In de derde sessie (1u) van vijf inzake onroerend goed in de personenbelasting bespreekt Marc Gielis de aangifte van buitenlandse onroerende inkomsten in de personenbelasting voor en na 1 januari 2021 en de gevolgen voor de berekening van de personenbelasting. De nieuwe wetgeving wordt toegelicht aan de hand van een aantal voorbeelden.
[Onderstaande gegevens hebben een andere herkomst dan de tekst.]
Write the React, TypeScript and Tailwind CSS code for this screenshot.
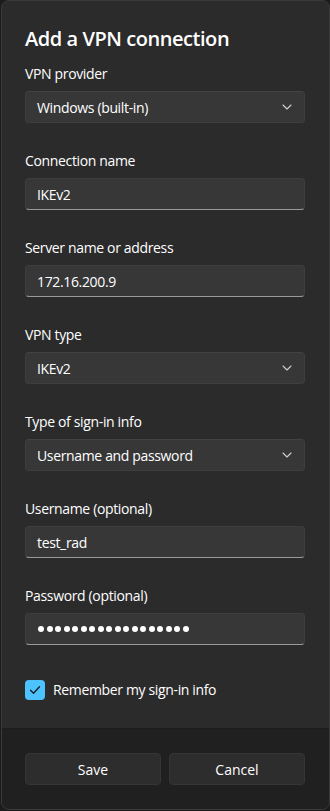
import React from "react";

const font = { fontFamily: '"Segoe UI", "Open Sans", "Noto Sans", sans-serif' };

function Chevron() {
  return (
    <svg width="10" height="6" viewBox="0 0 10 6" fill="none">
      <path d="M1 1l4 4 4-4" stroke="#cfcfcf" strokeWidth="1.1" strokeLinecap="round" strokeLinejoin="round" />
    </svg>
  );
}

function Label({ children }: { children: React.ReactNode }) {
  return <div className="h-5 text-[14px] leading-5 tracking-[-0.35px] text-white mb-[7px]">{children}</div>;
}

function Select({ value }: { value: string }) {
  return (
    <div className="h-8 rounded-[4px] bg-[#373737] border border-[#3e3e3e] border-t-[#424242] flex items-center justify-between pl-[11px] pr-[12px] text-[14px] tracking-[-0.35px] text-white">
      <span>{value}</span>
      <Chevron />
    </div>
  );
}

function TextBox({ children }: { children: React.ReactNode }) {
  return (
    <div className="h-8 rounded-[4px] bg-[#373737] border border-[#3e3e3e] border-b-[#9a9a9a] flex items-center pl-[11px] text-[14px] tracking-[-0.35px] text-white">
      {children}
    </div>
  );
}

export default function App() {
  const dots = Array.from({ length: 18 });
  return (
    <div className="w-[330px] h-[811px] bg-[#1c1c1c] pl-px" style={font}>
      <div className="h-[810px] rounded-[8px] border border-[#3a3a3a] bg-[#2b2b2b] overflow-hidden flex flex-col">
        <div className="flex-1 pl-[23px] pr-6 pt-[24px]">
          <div className="text-[20px] leading-7 font-semibold tracking-[-0.45px] text-white mb-[11px]">Add a VPN connection</div>
          <div className="flex flex-col gap-[28px]">
            <div>
              <Label>VPN provider</Label>
              <Select value="Windows (built-in)" />
            </div>
            <div>
              <Label>Connection name</Label>
              <TextBox>IKEv2</TextBox>
            </div>
            <div>
              <Label>Server name or address</Label>
              <TextBox>172.16.200.9</TextBox>
            </div>
            <div>
              <Label>VPN type</Label>
              <Select value="IKEv2" />
            </div>
            <div>
              <Label>Type of sign-in info</Label>
              <Select value="Username and password" />
            </div>
            <div>
              <Label>Username (optional)</Label>
              <TextBox>test_rad</TextBox>
            </div>
            <div>
              <Label>Password (optional)</Label>
              <TextBox>
                <div className="flex gap-[2.5px] pl-px">
                  {dots.map((_, i) => (
                    <div key={i} className="w-[6px] h-[6px] rounded-full bg-white" />
                  ))}
                </div>
              </TextBox>
            </div>
          </div>
          <div className="mt-[34px] flex items-center gap-2">
            <div className="w-5 h-5 rounded-[4px] bg-[#4cc2ff] flex items-center justify-center">
              <svg width="12" height="10" viewBox="0 0 12 10" fill="none">
                <path d="M1.5 5.2l3 3 6-6.4" stroke="#1b1b1b" strokeWidth="1.3" strokeLinecap="round" strokeLinejoin="round" />
              </svg>
            </div>
            <span className="text-[14px] tracking-[-0.35px] text-white">Remember my sign-in info</span>
          </div>
        </div>
        <div className="h-[81px] bg-[#202020] border-t border-[#1d1d1d] pl-[23px] pr-6 pt-6 flex gap-2">
          <div className="flex-1 h-8 rounded-[4px] bg-[#2d2d2d] border border-[#353535] flex items-center justify-center text-[14px] text-white">Save</div>
          <div className="flex-1 h-8 rounded-[4px] bg-[#2d2d2d] border border-[#353535] flex items-center justify-center text-[14px] text-white">Cancel</div>
        </div>
      </div>
    </div>
  );
}
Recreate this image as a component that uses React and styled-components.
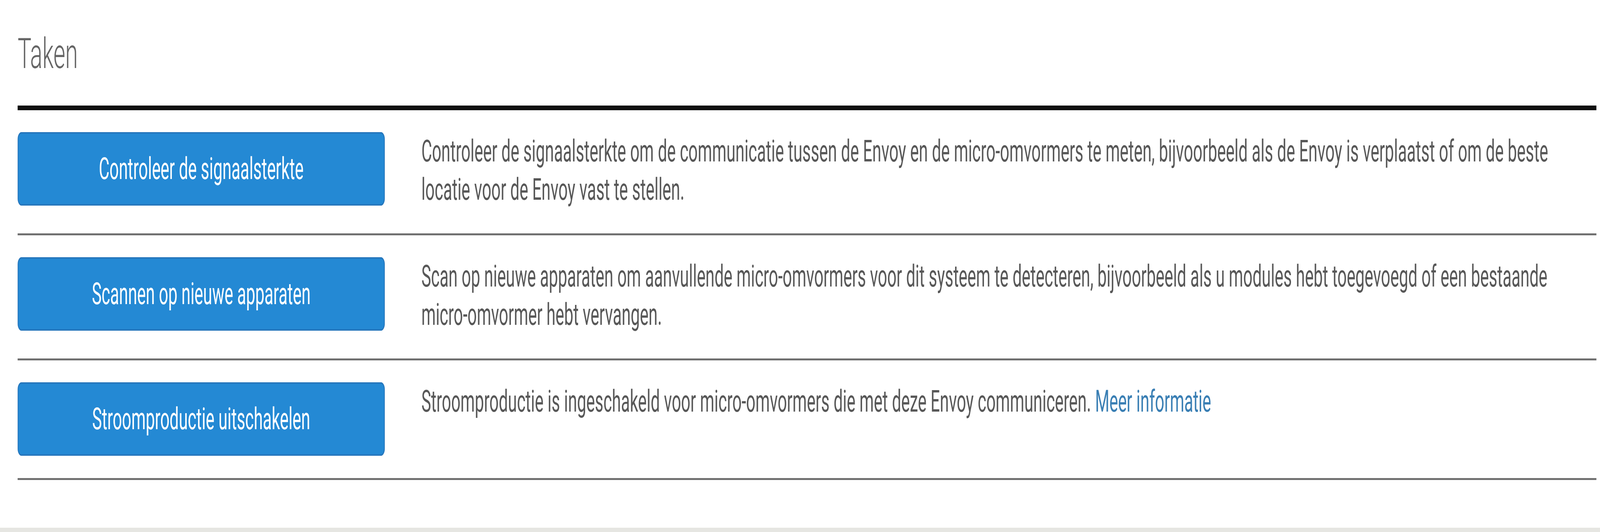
import styled, { createGlobalStyle } from 'styled-components';

// Taken-paneel: lijst met acties, elk met knop en uitleg

const DESIGN_WIDTH = 7530;

const GlobalStyle = createGlobalStyle`
  html, body {
    margin: 0;
    padding: 0;
    background: #ffffff;
    overflow: hidden;
  }
  body {
    font-family: Roboto, "Liberation Sans", Arial, sans-serif;
    color: #555555;
  }
`;

const Viewport = styled.div`
  width: 100vw;
  height: 1361px;
  overflow: hidden;
`;

const Page = styled.div`
  width: ${DESIGN_WIDTH}px;
  height: 1361px;
  display: flex;
  flex-direction: column;
  background: #ffffff;
  transform-origin: 0 0;
`;

const Panel = styled.section`
  flex: 1;
  padding: 0 17px 0 83px;
`;

const Title = styled.h2`
  margin: 0;
  padding: 74px 0 0 0;
  height: 282px;
  box-sizing: border-box;
  font-family: Roboto, "Liberation Sans", Arial, sans-serif;
  font-weight: 300;
  font-size: 108px;
  line-height: 126px;
  color: #666666;
  border-bottom: 12px solid #111111;
`;

const TaskList = styled.ul`
  list-style: none;
  margin: 0;
  padding: 0;
`;

const TaskRow = styled.li`
  display: flex;
  align-items: flex-start;
  gap: 172px;
  padding: 56px 0 57px 0;
  border-bottom: 5px solid #707070;
`;

const TaskButton = styled.button`
  flex: 0 0 1728px;
  height: 188px;
  border: 4px solid #2677bd;
  border-radius: 18px;
  background: #2489d4;
  color: #ffffff;
  font-family: Roboto, "Liberation Sans", Arial, sans-serif;
  font-size: 77px;
  font-weight: 400;
  cursor: pointer;
`;

const Description = styled.p`
  flex: 1;
  margin: 0;
  padding-bottom: ${(p) => (p.$lines > 1 ? '6px' : '0')};
  font-size: 77px;
  line-height: 98px;
  color: #585858;
`;

const MoreLink = styled.a`
  color: #3a7fb4;
  text-decoration: none;
`;

const Footer = styled.div`
  height: 11px;
  margin-top: auto;
  background: #e6e6e2;
`;

const tasks = [
  {
    label: 'Controleer de signaalsterkte',
    text: 'Controleer de signaalsterkte om de communicatie tussen de Envoy en de micro-omvormers te meten, bijvoorbeeld als de Envoy is verplaatst of om de beste locatie voor de Envoy vast te stellen.',
    lines: 2,
  },
  {
    label: 'Scannen op nieuwe apparaten',
    text: 'Scan op nieuwe apparaten om aanvullende micro-omvormers voor dit systeem te detecteren, bijvoorbeeld als u modules hebt toegevoegd of een bestaande micro-omvormer hebt vervangen.',
    lines: 2,
  },
  {
    label: 'Stroomproductie uitschakelen',
    text: 'Stroomproductie is ingeschakeld voor micro-omvormers die met deze Envoy communiceren.',
    link: 'Meer informatie',
    lines: 1,
  },
];

export default function App() {
  // het venster kan smaller zijn dan het ontwerp: horizontaal passend maken
  const scale = Math.min(1, window.innerWidth / DESIGN_WIDTH);

  return (
    <Viewport>
      <GlobalStyle />
      <Page style={{ transform: `scaleX(${scale})` }}>
        <Panel>
          <Title>Taken</Title>
          <TaskList>
            {tasks.map((t) => (
              <TaskRow key={t.label}>
                <TaskButton type="button">{t.label}</TaskButton>
                <Description $lines={t.lines}>
                  {t.text}
                  {t.link && (
                    <>
                      {' '}
                      <MoreLink href="#">{t.link}</MoreLink>
                    </>
                  )}
                </Description>
              </TaskRow>
            ))}
          </TaskList>
        </Panel>
        <Footer />
      </Page>
    </Viewport>
  );
}
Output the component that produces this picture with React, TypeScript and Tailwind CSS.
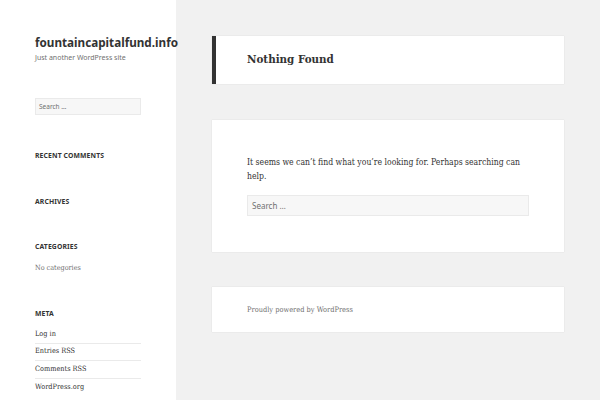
const sans = { fontFamily: '"Noto Sans", sans-serif' };
const serif = { fontFamily: '"DejaVu Serif", serif' };

const WidgetTitle = ({ label, className }: { label: string; className: string }) => (
  <h2
    className={`${className} text-[6.8px] leading-[12px] font-bold uppercase text-[#333] tracking-[0.02em]`}
    style={sans}
  >
    {label}
  </h2>
);

const metaLinks = ['Log in', 'Entries RSS', 'Comments RSS', 'WordPress.org'];

const Sidebar = () => (
  <aside className="w-[176px] shrink-0 bg-white pl-[35px] pr-[35px] pt-[34px] min-h-[400px]">
    <h1
      className="text-[11.7px] leading-[16px] font-bold text-[#333] whitespace-nowrap"
      style={sans}
    >
      fountaincapitalfund.info
    </h1>
    <p className="mt-[2px] text-[7px] leading-[12px] text-[#707070]" style={sans}>
      Just another WordPress site
    </p>
    <div
      className="mt-[34px] h-[17px] w-[106px] bg-[#f7f7f7] border border-[#eaeaea] px-[3px] flex items-center text-[6.5px] text-[#707070]"
      style={sans}
    >
      Search …
    </div>
    <WidgetTitle label="Recent Comments" className="mt-[35px]" />
    <WidgetTitle label="Archives" className="mt-[34px]" />
    <WidgetTitle label="Categories" className="mt-[33px]" />
    <p
      className="mt-[9px] text-[7.2px] leading-[12px] text-[#707070] font-stretch-condensed"
      style={serif}
    >
      No categories
    </p>
    <WidgetTitle label="Meta" className="mt-[34px]" />
    <ul className="mt-[6px] w-[106px]">
      {metaLinks.map((link, i) => (
        <li
          key={link}
          className={`h-[17.6px] flex items-center text-[7.3px] text-[#333] font-stretch-condensed ${
            i < metaLinks.length - 1 ? 'border-b border-[#eaeaea]' : ''
          }`}
          style={serif}
        >
          {link}
        </li>
      ))}
    </ul>
  </aside>
);

const Card = ({ className, children }: { className: string; children: React.ReactNode }) => (
  <div className={`bg-white shadow-[0_0_1px_rgba(0,0,0,0.15)] ${className}`}>{children}</div>
);

export default function App() {
  return (
    <div className="flex w-[600px] h-[400px] overflow-hidden bg-[#f1f1f1]">
      <Sidebar />
      <main className="ml-[36px] w-[352px] pt-[36px]">
        <Card className="h-[48px] border-l-4 border-[#333] pl-[31px] flex items-center">
          <h1 className="text-[11.5px] font-bold text-[#333] font-stretch-condensed" style={serif}>
            Nothing Found
          </h1>
        </Card>
        <Card className="mt-[36px] px-[35px] pt-[35px] pb-[36px]">
          <p className="text-[8.6px] leading-[14px] text-[#333] font-stretch-condensed" style={serif}>
            It seems we can’t find what you’re looking for. Perhaps searching can help.
          </p>
          <div
            className="mt-[12px] h-[21px] bg-[#f7f7f7] border border-[#eaeaea] px-[4px] flex items-center text-[8px] text-[#707070]"
            style={sans}
          >
            Search …
          </div>
        </Card>
        <Card className="mt-[35px] h-[45px] pl-[35px] flex items-center">
          <p className="text-[7.4px] text-[#707070] font-stretch-condensed" style={serif}>
            Proudly powered by WordPress
          </p>
        </Card>
      </main>
    </div>
  );
}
Komen onder meer aan bod: rubriek A en B van de aangifte personenbelasting en het verschil in belastingberekening, de veroordeling tot discriminatie door het E.H.V.J., de aanpassing van de wetgeving inzake discriminatie, de berekening van het kadastraal inkomen van een buitenlands onroerend goed, de aangifte van buitenlands onroerend goed in de aangifte personenbelasting vanaf aanslagjaar 2022, de gevolgen van niet-aangifte buitenlandse onroerende inkomsten, het progressievoorbehoud en de actuele normale verkoopwaarde.
Na het volgen van deze sessie weet u precies welke impact de nieuwe wetgeving inzake buitenlandse onroerende inkomsten heeft op de aangifte en de berekening van de personenbelasting vanaf inkomstenjaar 2021.